Provided data ::
— BEGIN —

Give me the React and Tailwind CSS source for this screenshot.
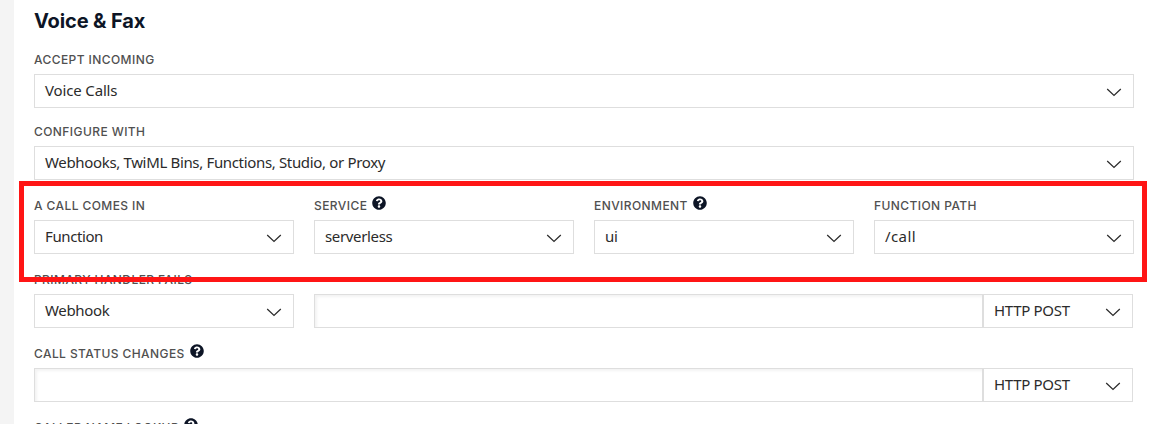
import React from "react";

function Chevron() {
  return (
    <svg className="h-[9px] w-4 shrink-0" viewBox="0 0 16 9" fill="none" stroke="#2b2b2b" strokeWidth="1.25">
      <path d="M1.2 1 8 7.5 14.8 1" />
    </svg>
  );
}

function Help() {
  return (
    <svg className="-mt-[6px] ml-[5px] h-[14px] w-[14px] shrink-0" viewBox="0 0 512 512" fill="#0d1526">
      <path d="M504 256c0 137-111 248-248 248S8 393 8 256C8 119.100 119 8 256 8s248 111.100 248 248zM262.700 90c-54.500 0-89.300 23-116.500 63.800-3.500 5.300-2.400 12.400 2.700 16.300l34.700 26.300c5.200 3.900 12.600 3 16.700-2.100 17.900-22.700 30.100-35.800 57.300-35.800 20.400 0 45.700 13.100 45.700 33 0 15-12.400 22.700-32.500 34C247.100 238.500 216 254.900 216 296v4c0 6.600 5.400 12 12 12h56c6.600 0 12-5.400 12-12v-1.300c0-28.500 83.200-29.600 83.200-106.700 0-58-60.200-102-116.500-102zM256 338c-25.400 0-46 20.600-46 46s20.600 46 46 46 46-20.600 46-46-20.600-46-46-46z" />
    </svg>
  );
}

function Label({ children, help, className = "tracking-[0.42px]" }) {
  return (
    <div className="flex h-5 items-center">
      <span className={`whitespace-nowrap font-['Inter',sans-serif] text-[12px] leading-5 font-medium text-[#505050] ${className}`}>
        {children}
      </span>
      {help && <Help />}
    </div>
  );
}

function Select({ children, className = "", textClass = "tracking-[-0.34px]" }) {
  return (
    <div className={`flex h-[34px] items-center justify-between border border-[#dedede] bg-white pr-[11px] pl-[10px] ${className}`}>
      <span className={`-mt-[2px] whitespace-nowrap font-['Noto_Sans',sans-serif] text-[15px] leading-5 text-[#2b2b2b] ${textClass}`}>{children}</span>
      <span className="mt-[3px] flex"><Chevron /></span>
    </div>
  );
}

function UrlField() {
  return (
    <div className="mr-px flex flex-1">
      <input className="h-[34px] min-w-0 flex-1 border border-[#dedede] bg-white px-2 shadow-[inset_2px_2px_3px_rgba(0,0,0,0.05)] outline-none" />
      <Select className="w-[150px]" textClass="tracking-[-0.3px]">HTTP POST</Select>
    </div>
  );
}

export default function App() {
  return (
    <div className="relative flex h-[424px] w-[1171px] overflow-hidden bg-white">
      <div className="w-[14px] shrink-0 bg-[#f4f4f4]" />
      <main className="ml-5 flex w-[1100px] shrink-0 flex-col">
        <h2 className="mt-[9px] h-6 font-['Inter',sans-serif] text-[20px] leading-6 font-bold tracking-[-0.13px] text-[#0d1526]">Voice &amp; Fax</h2>
        <section className="mt-[17px] flex flex-col gap-1">
          <Label>ACCEPT INCOMING</Label>
          <Select textClass="tracking-[-0.15px]">Voice Calls</Select>
        </section>
        <section className="mt-[14px] flex flex-col gap-1">
          <Label>CONFIGURE WITH</Label>
          <Select>Webhooks, TwiML Bins, Functions, Studio, or Proxy</Select>
        </section>
        <section className="mt-4 grid grid-cols-4 gap-x-5">
          <div className="flex flex-col gap-1">
            <Label>A CALL COMES IN</Label>
            <Select textClass="tracking-[-0.4px]">Function</Select>
          </div>
          <div className="flex flex-col gap-1">
            <Label help>SERVICE</Label>
            <Select>serverless</Select>
          </div>
          <div className="flex flex-col gap-1">
            <Label help>ENVIRONMENT</Label>
            <Select>ui</Select>
          </div>
          <div className="flex flex-col gap-1">
            <Label>FUNCTION PATH</Label>
            <Select textClass="tracking-[0.4px]">/call</Select>
          </div>
        </section>
        <section className="mt-4 flex flex-col gap-1">
          <Label>PRIMARY HANDLER FAILS</Label>
          <div className="flex gap-5">
            <Select className="w-[260px]">Webhook</Select>
            <UrlField />
          </div>
        </section>
        <section className="mt-4 flex flex-col gap-1">
          <Label help>CALL STATUS CHANGES</Label>
          <div className="flex"><UrlField /></div>
        </section>
        <section className="mt-4">
          <Label help>CALLER NAME LOOKUP</Label>
        </section>
      </main>
      <div className="pointer-events-none absolute top-[181px] left-[19px] h-[101px] w-[1128px] border-5 border-[#ff1515]" />
    </div>
  );
}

— END —

Exercise goal ::
Leaving out the pictures, repeat the data above exactly.

Correct result ::
Give me the React and Tailwind CSS source for this screenshot.
import React from "react";

function Chevron() {
  return (
    <svg className="h-[9px] w-4 shrink-0" viewBox="0 0 16 9" fill="none" stroke="#2b2b2b" strokeWidth="1.25">
      <path d="M1.2 1 8 7.5 14.8 1" />
    </svg>
  );
}

function Help() {
  return (
    <svg className="-mt-[6px] ml-[5px] h-[14px] w-[14px] shrink-0" viewBox="0 0 512 512" fill="#0d1526">
      <path d="M504 256c0 137-111 248-248 248S8 393 8 256C8 119.100 119 8 256 8s248 111.100 248 248zM262.700 90c-54.500 0-89.300 23-116.500 63.800-3.500 5.300-2.400 12.400 2.700 16.300l34.700 26.300c5.200 3.900 12.600 3 16.700-2.100 17.900-22.700 30.100-35.800 57.300-35.800 20.400 0 45.700 13.100 45.700 33 0 15-12.400 22.700-32.500 34C247.100 238.500 216 254.900 216 296v4c0 6.600 5.400 12 12 12h56c6.600 0 12-5.400 12-12v-1.300c0-28.500 83.200-29.600 83.200-106.700 0-58-60.200-102-116.500-102zM256 338c-25.400 0-46 20.600-46 46s20.600 46 46 46 46-20.600 46-46-20.600-46-46-46z" />
    </svg>
  );
}

function Label({ children, help, className = "tracking-[0.42px]" }) {
  return (
    <div className="flex h-5 items-center">
      <span className={`whitespace-nowrap font-['Inter',sans-serif] text-[12px] leading-5 font-medium text-[#505050] ${className}`}>
        {children}
      </span>
      {help && <Help />}
    </div>
  );
}

function Select({ children, className = "", textClass = "tracking-[-0.34px]" }) {
  return (
    <div className={`flex h-[34px] items-center justify-between border border-[#dedede] bg-white pr-[11px] pl-[10px] ${className}`}>
      <span className={`-mt-[2px] whitespace-nowrap font-['Noto_Sans',sans-serif] text-[15px] leading-5 text-[#2b2b2b] ${textClass}`}>{children}</span>
      <span className="mt-[3px] flex"><Chevron /></span>
    </div>
  );
}

function UrlField() {
  return (
    <div className="mr-px flex flex-1">
      <input className="h-[34px] min-w-0 flex-1 border border-[#dedede] bg-white px-2 shadow-[inset_2px_2px_3px_rgba(0,0,0,0.05)] outline-none" />
      <Select className="w-[150px]" textClass="tracking-[-0.3px]">HTTP POST</Select>
    </div>
  );
}

export default function App() {
  return (
    <div className="relative flex h-[424px] w-[1171px] overflow-hidden bg-white">
      <div className="w-[14px] shrink-0 bg-[#f4f4f4]" />
      <main className="ml-5 flex w-[1100px] shrink-0 flex-col">
        <h2 className="mt-[9px] h-6 font-['Inter',sans-serif] text-[20px] leading-6 font-bold tracking-[-0.13px] text-[#0d1526]">Voice &amp; Fax</h2>
        <section className="mt-[17px] flex flex-col gap-1">
          <Label>ACCEPT INCOMING</Label>
          <Select textClass="tracking-[-0.15px]">Voice Calls</Select>
        </section>
        <section className="mt-[14px] flex flex-col gap-1">
          <Label>CONFIGURE WITH</Label>
          <Select>Webhooks, TwiML Bins, Functions, Studio, or Proxy</Select>
        </section>
        <section className="mt-4 grid grid-cols-4 gap-x-5">
          <div className="flex flex-col gap-1">
            <Label>A CALL COMES IN</Label>
            <Select textClass="tracking-[-0.4px]">Function</Select>
          </div>
          <div className="flex flex-col gap-1">
            <Label help>SERVICE</Label>
            <Select>serverless</Select>
          </div>
          <div className="flex flex-col gap-1">
            <Label help>ENVIRONMENT</Label>
            <Select>ui</Select>
          </div>
          <div className="flex flex-col gap-1">
            <Label>FUNCTION PATH</Label>
            <Select textClass="tracking-[0.4px]">/call</Select>
          </div>
        </section>
        <section className="mt-4 flex flex-col gap-1">
          <Label>PRIMARY HANDLER FAILS</Label>
          <div className="flex gap-5">
            <Select className="w-[260px]">Webhook</Select>
            <UrlField />
          </div>
        </section>
        <section className="mt-4 flex flex-col gap-1">
          <Label help>CALL STATUS CHANGES</Label>
          <div className="flex"><UrlField /></div>
        </section>
        <section className="mt-4">
          <Label help>CALLER NAME LOOKUP</Label>
        </section>
      </main>
      <div className="pointer-events-none absolute top-[181px] left-[19px] h-[101px] w-[1128px] border-5 border-[#ff1515]" />
    </div>
  );
}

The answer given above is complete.